Basin farmers, meanwhile, argue they are being deprived of water for crops and livestock without benefitting fish.

A year ago, the Klamath Project received no water from Upper Klamath Lake. As canals went dry, fields turned to dust and more than 300 domestic wells failed in Klamath County.

According to the Klamath Water Users Association, a group that represents 1,200 farms and ranches in the Klamath Project, this year's expected allocation of 50,000 acre-feet equals no more than 5% of all the water that will be used this season from Upper Klamath Lake.

About 40% of the water will be sent down the Klamath River for ESA-listed salmon; 28% will be held in Upper Klamath Lake for C'waam and Koptu and 27% will be lost to evaporation. 

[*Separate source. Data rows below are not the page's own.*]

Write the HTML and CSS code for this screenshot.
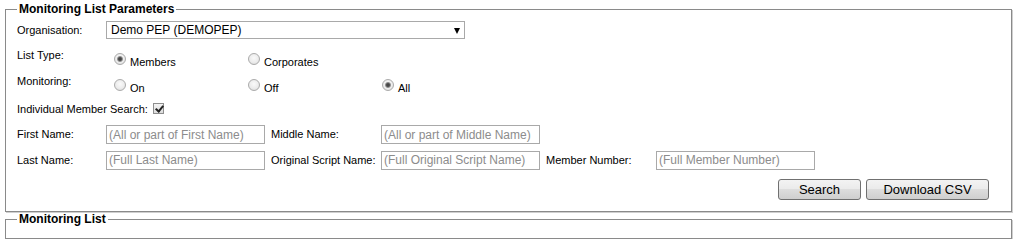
FILE: index.html
```html
<!DOCTYPE html>
<html lang="en">
	<head>
		<meta charset="UTF-8" />
		<meta name="viewport" content="width=device-width, initial-scale=1.0" />
		<title>Monitoring List</title>
		<link rel="stylesheet" href="styles.css">
	</head>
	<body>
		<form class="params">
			<fieldset class="panel">
				<legend>Monitoring List Parameters</legend>

				<div class="row row-org">
					<label class="lbl" for="org">Organisation:</label>
					<span class="select-wrap">
						<select id="org" name="org">
							<option>Demo PEP (DEMOPEP)</option>
						</select>
					</span>
				</div>

				<div class="row row-radio row-type">
					<span class="lbl">List Type:</span>
					<label class="opt"><input type="radio" name="listtype" checked /><span>Members</span></label>
					<label class="opt"><input type="radio" name="listtype" /><span>Corporates</span></label>
				</div>

				<div class="row row-radio row-mon">
					<span class="lbl">Monitoring:</span>
					<label class="opt"><input type="radio" name="monitoring" /><span>On</span></label>
					<label class="opt"><input type="radio" name="monitoring" /><span>Off</span></label>
					<label class="opt"><input type="radio" name="monitoring" checked /><span>All</span></label>
				</div>

				<div class="row row-ims">
					<label for="ims">Individual Member Search:</label>
					<input type="checkbox" class="check" id="ims" checked />
				</div>

				<div class="row row-field">
					<label class="lbl" for="first">First Name:</label>
					<input type="text" class="txt" id="first" placeholder="(All or part of First Name)" />
					<label class="lbl lbl-wide" for="middle">Middle Name:</label>
					<input type="text" class="txt" id="middle" placeholder="(All or part of Middle Name)" />
				</div>

				<div class="row row-field row-last">
					<label class="lbl" for="last">Last Name:</label>
					<input type="text" class="txt" id="last" placeholder="(Full Last Name)" />
					<label class="lbl lbl-wide" for="orig">Original Script Name:</label>
					<input type="text" class="txt" id="orig" placeholder="(Full Original Script Name)" />
					<label class="lbl lbl-wide" for="memno">Member Number:</label>
					<input type="text" class="txt" id="memno" placeholder="(Full Member Number)" />
				</div>

				<div class="row row-buttons">
					<button type="submit" class="btn btn-search">Search</button>
					<button type="button" class="btn btn-csv">Download CSV</button>
				</div>
			</fieldset>
		</form>

		<fieldset class="panel panel-list">
			<legend>Monitoring List</legend>
		</fieldset>
	</body>
</html>
```

FILE: styles.css
```css
body {
	margin: 0;
	font-family: "Liberation Sans", Arial, sans-serif;
	font-size: 11px;
	color: #000;
	background: #fff;
}

/* fieldset boxes */
.panel {
	margin: 2px 2px 0 5px;
	padding: 0 22px 5px 11px;
	border: 1px solid #8a8a8a;
	box-shadow: 1px 1px 0 #cfcfcf;
	min-width: 0;
}

.panel legend {
	padding: 0 2px;
	font-size: 12px;
	line-height: 14px;
	font-weight: bold;
	color: #000;
}

.panel-list {
	margin-top: 0;
	padding-bottom: 12px;
}

/* rows */
.row {
	display: flex;
	align-items: center;
}

.row-org {
	margin-top: 1px;
	height: 27px;
}

.row-type {
	height: 26px;
}

.row-mon {
	height: 26px;
}

.row-ims {
	height: 26px;
}

.row-field {
	height: 25px;
}

.row-last {
	height: 26px;
}

.row-buttons {
	height: 33px;
	align-items: flex-start;
	justify-content: flex-end;
	padding-top: 6px;
	box-sizing: border-box;
}

.lbl {
	width: 89px;
	flex: none;
	line-height: 13px;
}

.lbl-wide {
	width: 110px;
	margin-left: 6px;
}

/* select */
.select-wrap {
	position: relative;
	display: block;
	width: 359px;
	height: 18px;
	margin-top: -1px;
}

.select-wrap select {
	appearance: none;
	-webkit-appearance: none;
	width: 100%;
	height: 100%;
	margin: 0;
	padding: 0 0 0 4px;
	border: 1px solid #a9a9a9;
	border-radius: 0;
	background: #fff;
	font: 12px "Liberation Sans", Arial, sans-serif;
	color: #000;
	box-sizing: border-box;
}

.select-wrap::after {
	content: "";
	position: absolute;
	right: 5px;
	top: 7px;
	border-left: 3.5px solid transparent;
	border-right: 3.5px solid transparent;
	border-top: 6px solid #000;
	pointer-events: none;
}

/* radios */
.row-radio {
	align-items: flex-start;
}

.row-radio .lbl {
	padding-top: 5px;
}

.opt {
	display: flex;
	align-items: flex-start;
	width: 134px;
	padding-top: 9px;
	flex: none;
}

.opt span {
	margin-top: 3px;
	line-height: 13px;
}

.opt input {
	appearance: none;
	-webkit-appearance: none;
	width: 12px;
	height: 12px;
	margin: 0 4px 0 8px;
	border: 1px solid #ababab;
	border-radius: 50%;
	background: radial-gradient(circle at 50% 40%, #fafafa 0, #ececec 55%, #d6d6d6 100%);
	box-sizing: border-box;
}

.opt input:checked {
	background:
		radial-gradient(circle, #3a3a3a 0, #555 1.6px, #9a9a9a 2.6px, transparent 3.4px),
		radial-gradient(circle at 50% 40%, #fafafa 0, #ececec 55%, #d6d6d6 100%);
}

/* checkbox */
.check {
	appearance: none;
	-webkit-appearance: none;
	position: relative;
	width: 11px;
	height: 11px;
	margin: -1px 0 0 5px;
	border: 1px solid #8e8e8e;
	background: linear-gradient(#f4f4f4, #dcdcdc);
	box-sizing: border-box;
}

.check:checked::after {
	content: "";
	position: absolute;
	left: 3px;
	top: 0;
	width: 3px;
	height: 6px;
	border-right: 2px solid #222;
	border-bottom: 2px solid #222;
	transform: rotate(40deg);
}

/* text inputs */
.txt {
	width: 159px;
	height: 19px;
	margin: 0;
	padding: 0 2px;
	border: 1px solid #a9a9a9;
	font: 12px "Liberation Sans", Arial, sans-serif;
	box-sizing: border-box;
	flex: none;
}

.txt::placeholder {
	color: #8c8c8c;
}

/* buttons */
.btn {
	height: 21px;
	margin: 0;
	padding: 0;
	border: 1px solid #707070;
	border-radius: 3px;
	background: linear-gradient(#f3f3f3 0, #ebebeb 45%, #dddddd 50%, #cfcfcf 100%);
	font: 13px "Liberation Sans", Arial, sans-serif;
	color: #000;
}

.btn-search {
	width: 83px;
}

.btn-csv {
	width: 123px;
	margin-left: 5px;
}
```
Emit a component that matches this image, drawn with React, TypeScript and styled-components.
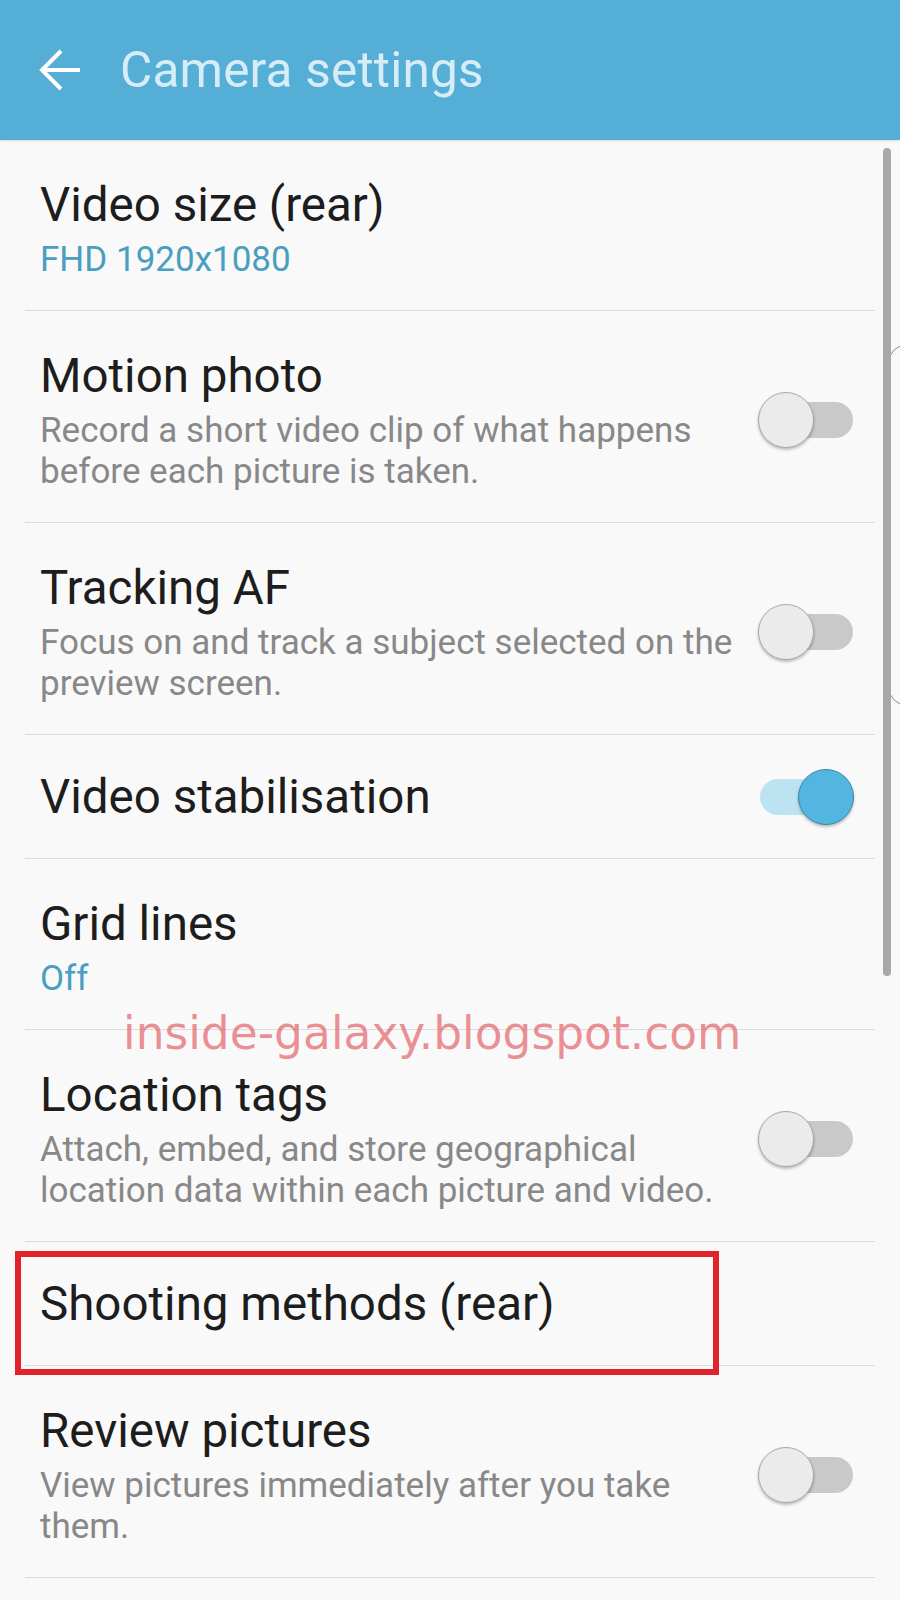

KWUA President Ben DuVal called the regulators' performance "unacceptable" and "embarrassing" in a recent statement. 

"On a single acre, we can produce over 50,000 pounds of potatoes or 6,000 pounds of wheat," said DuVal, who farms near Tulelake, Calif. "This year, most of that land will not produce any food because the government is denying water for irrigation. We'll just be trying to keep the weeds and dust under control." 

Reclamation will provide $20 million in immediate drought assistance to farmers, and $5 million in technical assistance for tribal-led water conservation projects. The Biden administration's infrastructure bill also set aside $162 million for the basin through 2026.

Gentry said C'waam and Koptu have seen no major recruitment into the breeding population since the early 1990s, and the remaining adult fish are nearing the end of their natural lifespan. The tribes are urging Reclamation to rescind its 2022 plan to comply with the ESA and prioritize the needs of fish. 

"The Tribes will do everything in our power to ensure that the precious remnants of these once bountiful populations are not forever erased from the face of the Earth," he wrote.